Trabalhando com estudos quilombolas, me dei conta da situação de dificuldade que vive algumas comunidades. Não que estejam em penúria econômica ou alimentar, mas na convivência cotidiana com grandes empreendimentos nas proximidades de seu território, além de lidarem com madeireiros e pessoas ligadas ao crime organizado. Em visitas de campo, pude presenciar in loco algumas situações.

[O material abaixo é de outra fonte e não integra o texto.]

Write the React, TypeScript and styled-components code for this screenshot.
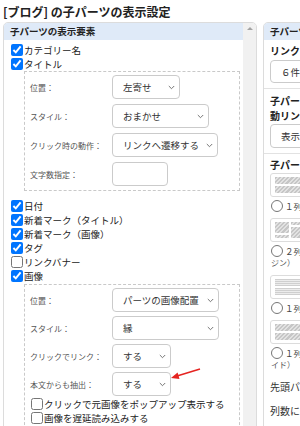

Em Pitanga de Palmares, Simões Filho, há uma colônia penal praticamente no centro da localidade. Muitos convivem com o perigo de uma rebelião ou escapes de prisioneiros, o que acarretaria presença maciça de policiais e agentes em uma perseguição pelas cercanias. Gasodutos estão instalados com placas indicando rotas de fuga caso ocorram acidentes. A Companhia de Água e saneamento do Estado (EMBASA) constantemente realiza obras de manutenção da Barragem do Rio Joanes, lá situada. Recentemente, torres de linhas de transmissão de energia foram instaladas nas proximidades, o que gerou preocupações com a circulação de operários e pessoas estranhas à comunidade.

Em setembro de 2023, a líder local Bernadete Benício foi assassinada em sua residência, uma violência que marcará durante muitos anos esse quilombo. O crime virou notícia nacional e vários movimentos e populares cobraram a resolução. Segundo inquérito policial, os assassinos são todos envolvidos com o tráfico de drogas na região. Conheci essa liderança quando lá estive, em 2022, inclusive me hospedando em sua residência. Na ocasião, ela queixava-se dos interesses de madeireiros naquela região, cercada de densas florestas e terreiros de candomblé.

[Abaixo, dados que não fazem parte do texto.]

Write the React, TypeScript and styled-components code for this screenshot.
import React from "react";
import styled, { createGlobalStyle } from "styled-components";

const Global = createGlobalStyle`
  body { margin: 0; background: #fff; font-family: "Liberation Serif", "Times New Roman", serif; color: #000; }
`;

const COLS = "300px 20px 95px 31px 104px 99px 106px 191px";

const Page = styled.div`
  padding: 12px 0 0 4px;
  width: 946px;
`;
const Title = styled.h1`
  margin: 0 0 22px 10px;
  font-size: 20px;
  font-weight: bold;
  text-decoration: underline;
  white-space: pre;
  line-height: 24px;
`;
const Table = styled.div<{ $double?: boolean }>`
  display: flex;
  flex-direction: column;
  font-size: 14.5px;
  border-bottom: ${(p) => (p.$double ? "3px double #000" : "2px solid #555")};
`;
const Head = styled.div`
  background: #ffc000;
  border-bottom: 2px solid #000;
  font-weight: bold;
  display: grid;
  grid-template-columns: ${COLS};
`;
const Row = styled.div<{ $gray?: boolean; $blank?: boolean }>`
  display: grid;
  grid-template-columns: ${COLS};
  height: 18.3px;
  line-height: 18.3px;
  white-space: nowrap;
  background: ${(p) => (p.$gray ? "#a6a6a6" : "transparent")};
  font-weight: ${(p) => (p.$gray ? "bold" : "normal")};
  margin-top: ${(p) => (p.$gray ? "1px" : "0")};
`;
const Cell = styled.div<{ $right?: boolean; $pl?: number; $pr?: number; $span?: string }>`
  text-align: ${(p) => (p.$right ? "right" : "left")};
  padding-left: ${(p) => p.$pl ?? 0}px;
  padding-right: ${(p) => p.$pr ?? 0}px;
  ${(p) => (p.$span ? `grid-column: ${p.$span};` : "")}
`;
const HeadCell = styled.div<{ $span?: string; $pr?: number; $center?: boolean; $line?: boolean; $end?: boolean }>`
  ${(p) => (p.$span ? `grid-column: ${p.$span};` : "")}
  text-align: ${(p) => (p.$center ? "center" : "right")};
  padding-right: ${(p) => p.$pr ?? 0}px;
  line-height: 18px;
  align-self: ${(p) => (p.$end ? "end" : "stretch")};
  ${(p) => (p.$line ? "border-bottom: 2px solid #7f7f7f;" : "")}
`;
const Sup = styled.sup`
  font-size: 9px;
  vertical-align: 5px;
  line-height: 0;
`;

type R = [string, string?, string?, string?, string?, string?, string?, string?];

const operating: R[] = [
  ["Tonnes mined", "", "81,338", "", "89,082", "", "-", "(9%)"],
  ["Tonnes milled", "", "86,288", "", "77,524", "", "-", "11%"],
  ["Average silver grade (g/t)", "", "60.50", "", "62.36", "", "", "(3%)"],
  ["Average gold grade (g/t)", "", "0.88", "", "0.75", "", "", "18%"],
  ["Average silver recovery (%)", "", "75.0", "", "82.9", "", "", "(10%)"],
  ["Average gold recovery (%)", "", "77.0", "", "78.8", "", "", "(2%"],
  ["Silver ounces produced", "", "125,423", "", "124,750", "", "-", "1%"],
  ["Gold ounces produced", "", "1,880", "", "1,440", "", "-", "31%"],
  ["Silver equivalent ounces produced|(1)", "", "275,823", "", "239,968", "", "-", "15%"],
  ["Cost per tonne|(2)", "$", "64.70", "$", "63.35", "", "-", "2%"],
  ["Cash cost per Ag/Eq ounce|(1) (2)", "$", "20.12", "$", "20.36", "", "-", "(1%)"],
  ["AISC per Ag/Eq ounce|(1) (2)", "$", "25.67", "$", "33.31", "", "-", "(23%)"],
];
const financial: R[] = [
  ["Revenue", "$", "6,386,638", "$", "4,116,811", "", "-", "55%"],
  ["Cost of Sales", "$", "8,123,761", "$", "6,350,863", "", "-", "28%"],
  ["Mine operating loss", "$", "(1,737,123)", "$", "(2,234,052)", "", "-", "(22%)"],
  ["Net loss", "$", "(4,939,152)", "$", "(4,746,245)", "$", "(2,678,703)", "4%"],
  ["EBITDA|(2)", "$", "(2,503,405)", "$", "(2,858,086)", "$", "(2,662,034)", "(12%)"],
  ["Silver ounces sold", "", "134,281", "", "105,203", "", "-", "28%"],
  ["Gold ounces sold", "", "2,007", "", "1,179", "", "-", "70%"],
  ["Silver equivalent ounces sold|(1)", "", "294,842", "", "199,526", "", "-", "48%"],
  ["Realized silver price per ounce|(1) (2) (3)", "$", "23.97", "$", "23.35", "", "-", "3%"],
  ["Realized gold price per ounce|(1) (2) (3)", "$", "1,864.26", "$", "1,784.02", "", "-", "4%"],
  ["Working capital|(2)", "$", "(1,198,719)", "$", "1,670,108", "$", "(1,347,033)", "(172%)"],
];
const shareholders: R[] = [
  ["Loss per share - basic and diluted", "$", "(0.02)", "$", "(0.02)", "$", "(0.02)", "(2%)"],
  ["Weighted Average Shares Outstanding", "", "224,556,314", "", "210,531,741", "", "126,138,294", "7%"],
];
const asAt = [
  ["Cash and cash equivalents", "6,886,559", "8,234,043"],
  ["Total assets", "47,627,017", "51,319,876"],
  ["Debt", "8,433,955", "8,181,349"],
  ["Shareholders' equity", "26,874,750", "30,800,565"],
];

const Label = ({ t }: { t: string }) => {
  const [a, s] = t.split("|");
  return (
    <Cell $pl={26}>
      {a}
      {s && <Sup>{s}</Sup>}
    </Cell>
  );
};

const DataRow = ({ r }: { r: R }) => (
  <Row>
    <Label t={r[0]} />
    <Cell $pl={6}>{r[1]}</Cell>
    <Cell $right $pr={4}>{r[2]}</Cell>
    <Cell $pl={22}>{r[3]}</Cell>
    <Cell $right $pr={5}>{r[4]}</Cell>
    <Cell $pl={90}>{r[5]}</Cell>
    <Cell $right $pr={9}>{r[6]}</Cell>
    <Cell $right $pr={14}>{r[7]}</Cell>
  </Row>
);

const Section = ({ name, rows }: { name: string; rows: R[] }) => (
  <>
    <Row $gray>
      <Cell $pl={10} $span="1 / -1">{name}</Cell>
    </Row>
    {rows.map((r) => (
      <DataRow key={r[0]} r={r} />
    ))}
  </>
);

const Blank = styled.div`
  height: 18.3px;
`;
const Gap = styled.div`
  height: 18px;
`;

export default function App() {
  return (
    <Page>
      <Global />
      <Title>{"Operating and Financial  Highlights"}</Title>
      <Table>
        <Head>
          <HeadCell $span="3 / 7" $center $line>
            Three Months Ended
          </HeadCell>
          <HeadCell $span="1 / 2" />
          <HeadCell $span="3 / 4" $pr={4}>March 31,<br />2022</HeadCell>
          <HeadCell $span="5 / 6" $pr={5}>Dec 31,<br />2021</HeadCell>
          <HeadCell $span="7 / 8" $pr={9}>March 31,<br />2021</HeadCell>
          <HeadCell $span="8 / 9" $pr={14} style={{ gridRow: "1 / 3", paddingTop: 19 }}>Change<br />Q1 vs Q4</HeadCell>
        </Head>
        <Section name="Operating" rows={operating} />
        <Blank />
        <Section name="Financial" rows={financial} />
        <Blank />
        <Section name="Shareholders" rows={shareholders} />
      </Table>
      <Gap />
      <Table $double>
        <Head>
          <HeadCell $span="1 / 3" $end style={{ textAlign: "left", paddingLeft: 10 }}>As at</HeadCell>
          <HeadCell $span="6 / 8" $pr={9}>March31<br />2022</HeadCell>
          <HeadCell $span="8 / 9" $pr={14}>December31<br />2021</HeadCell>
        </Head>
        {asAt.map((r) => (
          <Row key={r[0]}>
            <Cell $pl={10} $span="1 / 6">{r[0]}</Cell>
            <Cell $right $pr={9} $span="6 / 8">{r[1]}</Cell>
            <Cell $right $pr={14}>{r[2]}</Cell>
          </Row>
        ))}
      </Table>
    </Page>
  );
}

O quilombo Dandá, há poucos quilômetros dali, às margens da BA-093, convive com o pedágio administrado pela Concessionária Bahia Norte. Seus habitantes se queixam das obras de construção das baias, quando muita terra e entulho era jogado em qualquer lugar, com o perigo de assoreamento do rio local. Atualmente, solicitam gratuidade no pedágio, porém, sem sucesso.

Em Cachoeira, o quilombo Kaonge é um pedaço do paraíso, tranquilo e equidistante do município. No entanto, queixam-se da dificuldade no transporte e lembram dos inúmeros transtornos ambientais ocasionados após o funcionamento da Barragem Pedra do Cavalo, o que fez com que várias espécies que tinham o Rio Paraguaçu como habitat desaparecessem, atrapalhando a vida de pescadores e marisqueiras.

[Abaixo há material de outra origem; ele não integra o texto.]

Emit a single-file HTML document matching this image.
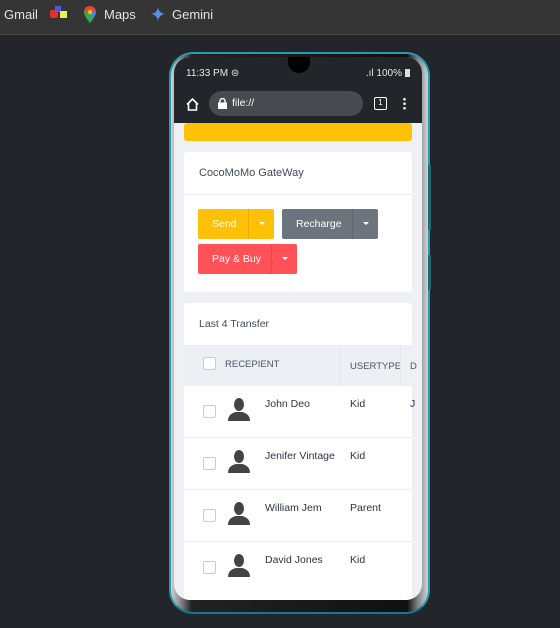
<!DOCTYPE html>
<html><head><style>
*{margin:0;padding:0;box-sizing:border-box}
body{width:560px;height:628px;background:#222529;font-family:"Liberation Sans",sans-serif;position:relative;overflow:hidden}
.top{position:absolute;left:0;top:0;width:560px;height:35px;background:#353535;border-bottom:1px solid #4a4a4a;color:#e3e3e3;font-size:13px}
.top span{position:absolute;top:7px}
.phone{position:absolute;left:169px;top:52px;width:261px;height:562px;border-radius:24px;background:linear-gradient(90deg,#cfd3d6,#7e8386 4%,#222 8%,#111 92%,#7e8386 96%,#cfd3d6);border:2px solid #2a9ab0;border-bottom-color:#167a8e}
.screen{position:absolute;left:174px;top:57px;width:248px;height:543px;border-radius:16px;background:#eef0f3;overflow:hidden}
.sb{position:absolute;left:0;top:0;width:248px;height:31px;background:#222529;color:#e8e8e8;font-size:10px}
.url{position:absolute;left:0;top:31px;width:248px;height:35px;background:#222529}
.pill{position:absolute;left:35px;top:3px;width:154px;height:25px;border-radius:13px;background:#474b50;color:#fff;font-size:10.5px}
.card{position:absolute;left:10px;width:228px;background:#fff;border-radius:3px}
.btn{position:absolute;height:30px;color:#fff;font-size:10.5px;line-height:30px;border-radius:2px}
.btn i{position:absolute;top:0;right:0;width:26px;height:30px;border-left:1px solid rgba(0,0,0,.1)}
.btn i:after{content:"";position:absolute;left:10px;top:13px;border:3px solid transparent;border-top:3px solid #fff}
.row{position:absolute;left:0;width:228px;height:52px;border-top:1px solid #eceef1;font-size:10.5px;color:#2d3340}
.cb{position:absolute;left:19px;width:13px;height:13px;border:1px solid #ccc;border-radius:2px;background:#fff}
.av{position:absolute;left:43px;top:11px}
.nm{position:absolute;left:81px;top:12px}
.ty{position:absolute;left:166px;top:12px}
</style></head><body>
<div class="top">
<span style="left:4px">Gmail</span>
<span style="left:50px;top:10px;width:8px;height:8px;background:#d33;border-radius:2px"></span>
<span style="left:55px;top:6px;width:6px;height:6px;background:#55d"></span>
<span style="left:60px;top:11px;width:7px;height:7px;background:#ee5"></span>
<svg style="position:absolute;left:84px;top:6px" width="12" height="17" viewBox="0 0 12 17"><path d="M6 0a6 6 0 0 0-6 6c0 4 6 11 6 11s6-7 6-11a6 6 0 0 0-6-6z" fill="#34a853"/><path d="M6 0a6 6 0 0 0-6 6h12a6 6 0 0 0-6-6z" fill="#ea4335"/><path d="M12 6c0 2-2 5-3 7L6 6z" fill="#4285f4"/><circle cx="6" cy="6" r="2.2" fill="#fbbc04"/></svg>
<span style="left:104px">Maps</span>
<svg style="position:absolute;left:151px;top:7px" width="14" height="14" viewBox="0 0 14 14"><path d="M7 0C7.5 4 10 6.5 14 7 10 7.5 7.5 10 7 14 6.5 10 4 7.5 0 7 4 6.5 6.5 4 7 0z" fill="#5b8def"/></svg>
<span style="left:172px">Gemini</span>
</div>
<div class="phone"></div>
<div style="position:absolute;left:428px;top:165px;width:3px;height:65px;background:#1e6a7a"></div>
<div style="position:absolute;left:428px;top:255px;width:3px;height:35px;background:#1e6a7a"></div>
<div class="screen">
<div class="sb"><span style="position:absolute;left:12px;top:11px">11:33 PM ⊜</span>
<div style="position:absolute;left:114px;top:0;width:22px;height:16px;background:#000;border-radius:0 0 11px 11px"></div>
<span style="position:absolute;right:20px;top:11px">.ıl 100%</span><span style="position:absolute;right:12px;top:12px;width:5px;height:8px;background:#ddd"></span></div>
<div class="url">
<svg style="position:absolute;left:11px;top:9px" width="15" height="15" viewBox="0 0 15 15"><path d="M2 7.5L7.5 2 13 7.5M3.5 6v7h8V6" fill="none" stroke="#fff" stroke-width="1.6"/></svg>
<div class="pill"><svg style="position:absolute;left:9px;top:7px" width="9" height="11" viewBox="0 0 9 11"><rect x="0" y="4.5" width="9" height="6.5" fill="#fff"/><path d="M2 5V3a2.5 2.5 0 0 1 5 0v2" fill="none" stroke="#fff" stroke-width="1.4"/></svg><span style="position:absolute;left:23px;top:6px">file://</span></div>
<div style="position:absolute;left:200px;top:9px;width:13px;height:13px;border:1.5px solid #fff;border-radius:2px;color:#fff;font-size:8px;text-align:center;line-height:10px">1</div>
<div style="position:absolute;left:229px;top:9px;width:3px;height:13px;background:radial-gradient(circle,#fff 1.2px,transparent 1.4px) 0 0/3px 4.5px"></div>
</div>
<div class="card" style="top:66px;height:18px;background:#ffc107"></div>
<div class="card" style="top:95px;height:140px">
<div style="position:absolute;left:15px;top:15px;font-size:11px;color:#3f4a5a">CocoMoMo GateWay</div>
<div style="position:absolute;left:0;top:42px;width:228px;height:1px;background:#eceef1"></div>
<div class="btn" style="left:14px;top:57px;width:76px;background:#ffc107"><span style="margin-left:14px">Send</span><i></i></div>
<div class="btn" style="left:98px;top:57px;width:96px;background:#6c757d"><span style="margin-left:14px">Recharge</span><i></i></div>
<div class="btn" style="left:14px;top:92px;width:99px;background:#ff5258"><span style="margin-left:14px">Pay &amp; Buy</span><i></i></div>
</div>
<div class="card" style="top:246px;height:300px">
<div style="position:absolute;left:15px;top:15px;font-size:10.5px;color:#3f4a5a">Last 4 Transfer</div>
<div style="position:absolute;left:0;top:42px;width:228px;height:40px;background:#eceff3;font-size:9.5px;color:#4a5568">
<div class="cb" style="top:12px"></div>
<span style="position:absolute;left:41px;top:14px">RECEPIENT</span>
<div style="position:absolute;left:156px;top:0;width:1px;height:40px;background:#e2e5ea"></div>
<span style="position:absolute;left:166px;top:16px">USERTYPE</span>
<div style="position:absolute;left:216px;top:0;width:1px;height:40px;background:#e2e5ea"></div>
<span style="position:absolute;left:226px;top:16px">D</span>
</div>
<div class="row" style="top:82px"><div class="cb" style="top:19px"></div><svg class="av" width="24" height="24" viewBox="0 0 24 24"><ellipse cx="12" cy="7.5" rx="5" ry="6.5" fill="#444"/><path d="M1 24c0-6 4-8 8-9h6c4 1 8 3 8 9z" fill="#444"/></svg><span class="nm">John Deo</span><span class="ty">Kid</span><span class="ty" style="left:226px">J</span></div>
<div class="row" style="top:134px"><div class="cb" style="top:19px"></div><svg class="av" width="24" height="24" viewBox="0 0 24 24"><ellipse cx="12" cy="7.5" rx="5" ry="6.5" fill="#444"/><path d="M1 24c0-6 4-8 8-9h6c4 1 8 3 8 9z" fill="#444"/></svg><span class="nm">Jenifer Vintage</span><span class="ty">Kid</span></div>
<div class="row" style="top:186px"><div class="cb" style="top:19px"></div><svg class="av" width="24" height="24" viewBox="0 0 24 24"><ellipse cx="12" cy="7.5" rx="5" ry="6.5" fill="#444"/><path d="M1 24c0-6 4-8 8-9h6c4 1 8 3 8 9z" fill="#444"/></svg><span class="nm">William Jem</span><span class="ty">Parent</span></div>
<div class="row" style="top:238px"><div class="cb" style="top:19px"></div><svg class="av" width="24" height="24" viewBox="0 0 24 24"><ellipse cx="12" cy="7.5" rx="5" ry="6.5" fill="#444"/><path d="M1 24c0-6 4-8 8-9h6c4 1 8 3 8 9z" fill="#444"/></svg><span class="nm">David Jones</span><span class="ty">Kid</span></div>
</div>
</div>
</body></html>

Todas essas comunidades convivem há décadas – ou séculos – com dificuldades de titulações, reconhecimentos, além dessa convivência com o funcionamento de empresas e pequenas indústrias nas suas proximidades. Clóvis Moura considerava os quilombos como “microcosmos das lutas sociais brasileiras”. São locais que almejam fortalecer relações de parentesco, tradições culturais, saberes de seus antepassados, práticas religiosas e culinárias típicas. O trabalho de artesãos é um bom exemplo da manutenção de conhecimentos tradicionais que permanecem vivos com o avançar das gerações.

Quilombos são categorias de lutas e memórias de um povo sofrido pelos horrores da escravidão e pelo desejo de cidadania plena, direitos, e afirmação étnica. Grande parte de nossa sociedade desconhece suas histórias ou, infelizmente, nutre desconhecimentos ou desconfianças sobre eles (alguns até consideram que são locais que constantemente sofrem “influências de ONG’s”). Que o ensino de História da África vigore nos currículos escolares, e possamos ter um estudo eficiente sobre a determinação e dignidade desses povos.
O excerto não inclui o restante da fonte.